European colonies planted in America tended to duplicate the society
of the metropolitan powers. Things were somewhat different in
Asia. There a handful of Europeans dominated native populations
in colonies designed to exploit trade and agriculture, not to
reproduce European society overseas.
The Spanish in America are a good example of how mercantilism
worked itself out in the colonial empires. The Spanish attention
was riveted on the New World because of the gold and silver wrested
from the Aztecs and the Incas. After the initial exploitation
of the mines of Mexico and Peru, land became an equally great
lure. The ambition was to duplicate the great estates of the Castilian
nobility. Where the geography was favorable to stock-raising or
agriculture and there was an indigenous peasantry, a colonial
society arose, dominated by Spanish-born overlords called peninsulares.
This society was based on a native working class, as there was
no Spanish working class in America.
The Spanish Empire in America in 1600 was divided into the governing
units of New Spain and Peru. New Spain included the mainland north
of the Isthmus of Panama, the West Indies, and what is now Venezuela.
The viceroyalty of Peru included all territory south of New Spain
except Brazil and the Venezuela area. Governing each colony was
a viceroy, who was a personal agent of the crown and thus responsible
only to the crown.
The chief administratrive body for colonial affairs was the Council
of the Indies.
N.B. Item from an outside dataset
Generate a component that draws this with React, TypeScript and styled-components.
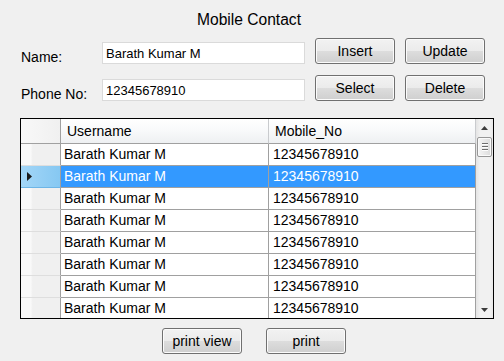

Its commercial counterpart was the Casa de Contratacion,
a maritime council located in Seville, which licensed and administered
all colonial trade, shipping and navigation, and rant he postal
service. The Council of the Indies advised the crown on pending
colonial legislation, handled all colonial correspondence, and
served as an appellate court for decisions of the Casa de Contratacion.
Staffed by lawyers, nobles, and old colonial hands, the council
became the model for colonial offices of the nineteenth and twentieth
centuries. It was powerful and informed, although it suffered
from inflexibility and a tendency of becoming mired in red tape.
One of the main weaknesses of this governing system was the attempt
to resolve every matter by a special regulation.
Land in the colonies was organized into large feudal estates called
encomiendas, grants which allowed the recipient to demand the
labor of the natives as tribute tot he crown. Actually, later
kings came to dislike the encomienda system because it led to
the abuse of the natives and gave more independence to the encomiendero
than was desirable. efforts to improve working conditions of Indians
were made, but their abuse and enslavement continued. It was easy
for the local gentry to keep them permanently in debt and to reduce
them to little more than serfs. Agriculture prospered as the Spanish
introduced many European plants and animals, although colonists
were prohibited from raising olives, grapes, and hep, which would
have competed with Spanish produce.
In 1503 African Black slaves were first brought to the Caribbean
and later were introduced tot he mainland in 1510. Black slavery
spread rapidly because the Indians collapsed physically when subjected
to forced labor. The hardiness of the Blacks may have been due
to a natural immunity to malaria. In Mexico natives performed
most of the hard labor. Only the South American highlands proved
difficult for the Black; African slaves were used extensively
in Cuba, Haiti, Puerto Rico, and elsewhere. The Spaniards did
not participate directly in the slave trade. Instead, the king
granted contracts known as the asiento which gave monopoly rights
in the slave traffic to private traders. The monopoly ran from
seven to ten years, and a tax was levied on each slave landed.
Spanish vessels were used for transporting the slaves, but at
one time or another the ships were Flemish, Genoese, Portuguese,
Dutch, French, or English. The effect was to limit the number
of slaves imported, to keep their price high, and to encourage
slave smuggling.
The Spanish used three mercantilist devices to protect their commercial
monopoly in the New World.
(1) They prohibited foreign ships from entering Spanish colonial
ports, and no foreigner could send goods to the colonies or take
gold bullion out of Spain in payment for goods sold to Spanish
merchants without having a special license. Thus, the Spaniards
gained the middleman's profit on all European goods going to their
colonies, since such goods had to be funnelled through Spain.
(2) Theoretically, the colonies were designed to be economically
complementary to Spain. Manufacturing was forbidden in certain
colonies to keep the market open for imports. The economic health
oft he colony was always a secondary consideration.
(3) All colonial trade was channeled through a single port, first
Seville until 1720, and then Cadiz. After 1765 this policy was
relaxed to allow trade by other Spanish ports.
Spain's mercantilist regulation was extreme almost to the point
of absurdity. Smuggling could not be controlled, since it was
in the interest of too many Spaniards on both sides of the Atlantic
to participate in illicit trade. During the eighteenth century,
the Spanish relaxed their colonial restrictions somewhat, not
because they were converted from mercantilism, but because they
realized that the old system was by then outmoded and unenforceable.
By 1789 licensed ships could sail to most Spanish ports in America,
and by the end of the century the asiento was abolished and slaves
were imported freely.
Spanish colonial policy had obvious shortcomings. The interests
of the colonists were sacrificed to those of the home country;
the colonists had little to say in their own government; and the
Indians were exploited without mercy. But one should remember
that no colonial commercial system was liberal in the eighteenth
century, and that in its ability to function, the Spanish Empire
was more impressive than any other of its time. Spanish colonial
society was more sophisticated than that produced abroad by either
Britain or France. Spain was the leading colonial power as late
as the eighteenth century, as Britain was to become after 1815.